The Panel concludes that Respondent has submitted evidence sufficient to establish rights and legitimate interests pursuant to Policy ¶ 4(a)(ii).  See SFX Entm’t, Inc. v. Cushway, D2000-0356 (WIPO July 10, 2000) (finding that the respondent had rights and legitimate interests in the domain name where he began demonstrable preparations to use the domain name in connection with a bona fide offering of goods or services); see also David J. Joseph Co. v. Barry, D2000-1418 (WIPO Jan. 2, 2001) (finding the respondent provided substantial evidence of his demonstrable preparations to use the domain name with a business involving the sale of scrap materials prior to receiving notice of the present dispute).

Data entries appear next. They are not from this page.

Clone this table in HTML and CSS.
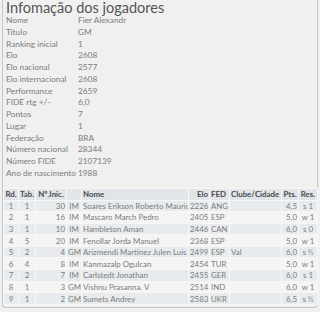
FILE: index.html
```html
<!DOCTYPE html>
<html>
<head>
<meta charset="utf-8">
<link rel="stylesheet" href="styles.css">
</head>
<body>
<div class="panel">
  <h1 class="title">Infomação dos jogadores</h1>
  <div class="info">
    <div class="k">Nome</div><div class="v">Fier Alexandr</div>
    <div class="k">Título</div><div class="v">GM</div>
    <div class="k">Ranking inicial</div><div class="v">1</div>
    <div class="k">Elo</div><div class="v">2608</div>
    <div class="k">Elo nacional</div><div class="v">2577</div>
    <div class="k">Elo internacional</div><div class="v">2608</div>
    <div class="k">Performance</div><div class="v">2659</div>
    <div class="k">FIDE rtg +/-</div><div class="v">6,0</div>
    <div class="k">Pontos</div><div class="v">7</div>
    <div class="k">Lugar</div><div class="v">1</div>
    <div class="k">Federação</div><div class="v">BRA</div>
    <div class="k">Número nacional</div><div class="v">28344</div>
    <div class="k">Número FIDE</div><div class="v">2107139</div>
    <div class="k">Ano de nascimento</div><div class="v">1988</div>
  </div>
  <table class="games">
    <colgroup>
      <col class="c-rd"><col class="c-tab"><col class="c-ini"><col class="c-tit"><col class="c-nome"><col class="c-elo"><col class="c-fed"><col class="c-club"><col class="c-pts"><col class="c-res">
    </colgroup>
    <thead>
      <tr><th>Rd.</th><th>Tab.</th><th>Nº.Inic.</th><th></th><th class="l">Nome</th><th class="r">Elo</th><th class="l">FED</th><th class="l">Clube/Cidade</th><th>Pts.</th><th>Res.</th></tr>
    </thead>
    <tbody>
      <tr><td>1</td><td>1</td><td class="r">30</td><td>IM</td><td class="l">Soares Erikson Roberto Mauric</td><td class="r">2226</td><td class="l">ANG</td><td></td><td class="r">4,5</td><td>s 1</td></tr>
      <tr><td>2</td><td>1</td><td class="r">16</td><td>IM</td><td class="l">Mascaro March Pedro</td><td class="r">2405</td><td class="l">ESP</td><td></td><td class="r">5,0</td><td>w 1</td></tr>
      <tr><td>3</td><td>1</td><td class="r">10</td><td>IM</td><td class="l">Hambleton Aman</td><td class="r">2446</td><td class="l">CAN</td><td></td><td class="r">6,0</td><td>s 0</td></tr>
      <tr><td>4</td><td>5</td><td class="r">20</td><td>IM</td><td class="l">Fenollar Jorda Manuel</td><td class="r">2368</td><td class="l">ESP</td><td></td><td class="r">5,0</td><td>w 1</td></tr>
      <tr><td>5</td><td>2</td><td class="r">4</td><td>GM</td><td class="l">Arizmendi Martinez Julen Luis</td><td class="r">2499</td><td class="l">ESP</td><td class="l">Val</td><td class="r">6,0</td><td>s ½</td></tr>
      <tr><td>6</td><td>4</td><td class="r">8</td><td>IM</td><td class="l">Kanmazalp Ogulcan</td><td class="r">2454</td><td class="l">TUR</td><td></td><td class="r">5,0</td><td>w 1</td></tr>
      <tr><td>7</td><td>2</td><td class="r">7</td><td>IM</td><td class="l">Carlstedt Jonathan</td><td class="r">2455</td><td class="l">GER</td><td></td><td class="r">6,0</td><td>s 1</td></tr>
      <tr><td>8</td><td>1</td><td class="r">3</td><td>GM</td><td class="l">Vishnu Prasanna. V</td><td class="r">2514</td><td class="l">IND</td><td></td><td class="r">6,0</td><td>w 1</td></tr>
      <tr><td>9</td><td>1</td><td class="r">2</td><td>GM</td><td class="l">Sumets Andrey</td><td class="r">2583</td><td class="l">UKR</td><td></td><td class="r">6,5</td><td>s ½</td></tr>
    </tbody>
  </table>
</div>
</body>
</html>
```
FILE: styles.css
```css
html, body {
  margin: 0;
  padding: 0;
  background: #f0f0f0;
}
body {
  font-family: "Lato", "Liberation Sans", sans-serif;
  color: #7c7c7c;
  width: 320px;
  height: 312px;
  overflow: hidden;
}
.panel {
  margin: 0 2px;
  height: 308px;
  box-sizing: border-box;
  border: 1px solid #c6c6c6;
  border-top: none;
  border-radius: 0 0 4px 4px;
}
.title {
  margin: 0;
  padding: 0 0 0 3px;
  font-size: 14.5px;
  line-height: 16px;
  font-weight: normal;
  color: #555;
}
.info {
  display: grid;
  grid-template-columns: 72px 1fr;
  grid-auto-rows: 11.75px;
  padding: 0 0 0 3px;
  margin-top: -1px;
  font-size: 8.3px;
  line-height: 11.75px;
  white-space: nowrap;
}
.games {
  margin-top: 8px;
  width: 314px;
  table-layout: fixed;
  border-collapse: collapse;
  font-size: 7.9px;
  color: #7c7c7c;
}
.c-rd { width: 15px; }
.c-tab { width: 17px; }
.c-ini { width: 31px; }
.c-tit { width: 15px; }
.c-nome { width: 107px; }
.c-elo { width: 21px; }
.c-fed { width: 20px; }
.c-club { width: 52px; }
.c-pts { width: 17px; }
.c-res { width: 19px; }
.games th, .games td {
  border: 1px solid #f7f7f7;
  padding: 0 1px;
  white-space: nowrap;
  overflow: hidden;
  text-align: center;
  line-height: 10px;
}
.games thead tr { height: 12px; }
.games tbody tr { height: 11.6px; }
.games th {
  background: #e1e5ea;
  color: #4a4a4a;
  font-weight: bold;
}
.games tbody tr:nth-child(odd) td { background: #e8ebee; }
.games tbody tr:nth-child(even) td { background: #f4f4f4; }
.games .l { text-align: left; }
.games .r { text-align: right; }
```
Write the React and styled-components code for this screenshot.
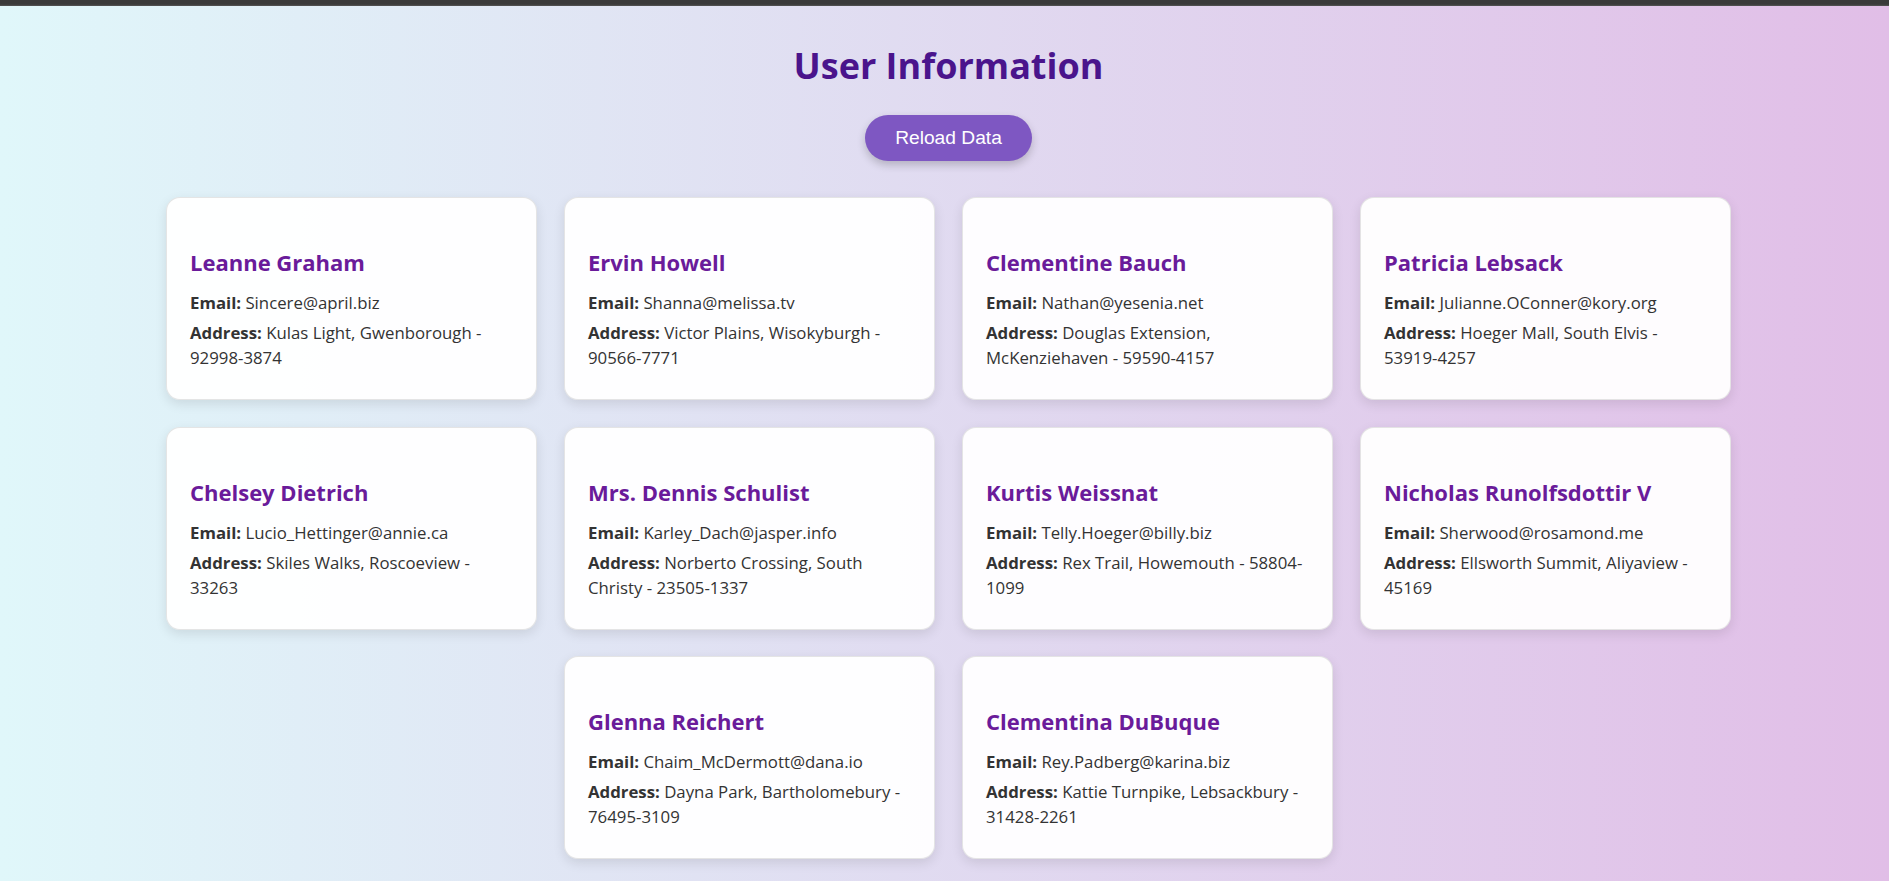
import React from "react";
import styled, { createGlobalStyle } from "styled-components";

const GlobalStyle = createGlobalStyle`
  html, body {
    margin: 0;
    padding: 0;
  }
  body {
    font-family: "Open Sans", "Noto Sans", sans-serif;
    color: #333;
    overflow: hidden;
  }
  * { box-sizing: border-box; }
`;

const TopBar = styled.div`
  height: 6px;
  background: linear-gradient(to bottom, #3a3a3a 0%, #3a3a3a 70%, #555 100%);
`;

const Page = styled.main`
  min-height: calc(100vh - 6px);
  background: linear-gradient(to right, #e0f7fa, #e1bee7);
  padding: 37px 0 20px 8px;
  display: flex;
  flex-direction: column;
  align-items: center;
`;

const Title = styled.h1`
  margin: 0;
  font-size: 36px;
  line-height: 46px;
  font-weight: 700;
  color: #4a148c;
  text-align: center;
`;

const ReloadButton = styled.button`
  margin-top: 26px;
  height: 46px;
  padding: 0 30px;
  border: none;
  border-radius: 30px;
  background: #7e57c2;
  color: #fff;
  font-family: "Liberation Sans", Arial, sans-serif;
  font-size: 19.2px;
  cursor: pointer;
  box-shadow: 0 4px 8px rgba(0, 0, 0, 0.2);
`;

const CardGrid = styled.section`
  margin-top: 36px;
  width: 1565px;
  display: flex;
  flex-wrap: wrap;
  justify-content: center;
  gap: 26.5px 27px;
`;

const Card = styled.article`
  width: 371px;
  padding: 24px 23px;
  background: rgba(255, 255, 255, 0.95);
  border: 1px solid rgba(0, 0, 0, 0.1);
  border-radius: 14px;
  box-shadow: 0 4px 12px rgba(0, 0, 0, 0.1);
`;

const Name = styled.h3`
  margin: 25px 0 13px;
  font-size: 22px;
  line-height: 30px;
  font-weight: 700;
  color: #6a1b9a;
`;

const Field = styled.p`
  margin: 5px 0;
  font-size: 16.8px;
  line-height: 25px;
  color: #333;
`;

const Label = styled.strong`
  font-weight: 700;
`;

const users = [
  { name: "Leanne Graham", email: "Sincere@april.biz", address: "Kulas Light, Gwenborough - 92998-3874" },
  { name: "Ervin Howell", email: "Shanna@melissa.tv", address: "Victor Plains, Wisokyburgh - 90566-7771" },
  { name: "Clementine Bauch", email: "Nathan@yesenia.net", address: "Douglas Extension, McKenziehaven - 59590-4157" },
  { name: "Patricia Lebsack", email: "Julianne.OConner@kory.org", address: "Hoeger Mall, South Elvis - 53919-4257" },
  { name: "Chelsey Dietrich", email: "Lucio_Hettinger@annie.ca", address: "Skiles Walks, Roscoeview - 33263" },
  { name: "Mrs. Dennis Schulist", email: "Karley_Dach@jasper.info", address: "Norberto Crossing, South Christy - 23505-1337" },
  { name: "Kurtis Weissnat", email: "Telly.Hoeger@billy.biz", address: "Rex Trail, Howemouth - 58804-1099" },
  { name: "Nicholas Runolfsdottir V", email: "Sherwood@rosamond.me", address: "Ellsworth Summit, Aliyaview - 45169" },
  { name: "Glenna Reichert", email: "Chaim_McDermott@dana.io", address: "Dayna Park, Bartholomebury - 76495-3109" },
  { name: "Clementina DuBuque", email: "Rey.Padberg@karina.biz", address: "Kattie Turnpike, Lebsackbury - 31428-2261" },
];

export default function App() {
  return (
    <>
      <GlobalStyle />
      <TopBar />
      <Page>
        <Title>User Information</Title>
        <ReloadButton>Reload Data</ReloadButton>
        <CardGrid>
          {users.map((u) => (
            <Card key={u.name}>
              <Name>{u.name}</Name>
              <Field>
                <Label>Email:</Label> {u.email}
              </Field>
              <Field>
                <Label>Address:</Label> {u.address}
              </Field>
            </Card>
          ))}
        </CardGrid>
      </Page>
    </>
  );
}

Registration and Use in Bad Faith


In view of the Panel’s conclusion above that the Respondent has a legitimate interest in the disputed domain name, the Panel declines to analyze the bad faith element of the Policy.  See Creative Curb v. Edgetec Int’l Pty. Ltd., FA 116765 (Nat. Arb. Forum Sept. 20, 2002) (finding that because the complainant must prove all three elements under the Policy, the complainant’s failure to prove one of the elements makes further inquiry into the remaining element unnecessary); see also Pensacola Christian Coll. v. Gage, FA 101314 (Nat. Arb. Forum Dec. 12, 2001) (“Because the Panel has found that Respondent has rights and interests in respect of [sic] the domain name at issue, there is no need to decide the issue of bad faith.”).



In view of the Panel’s determination that all three elements required under the ICANN Policy have not been established, the Panel concludes that relief shall be DENIED.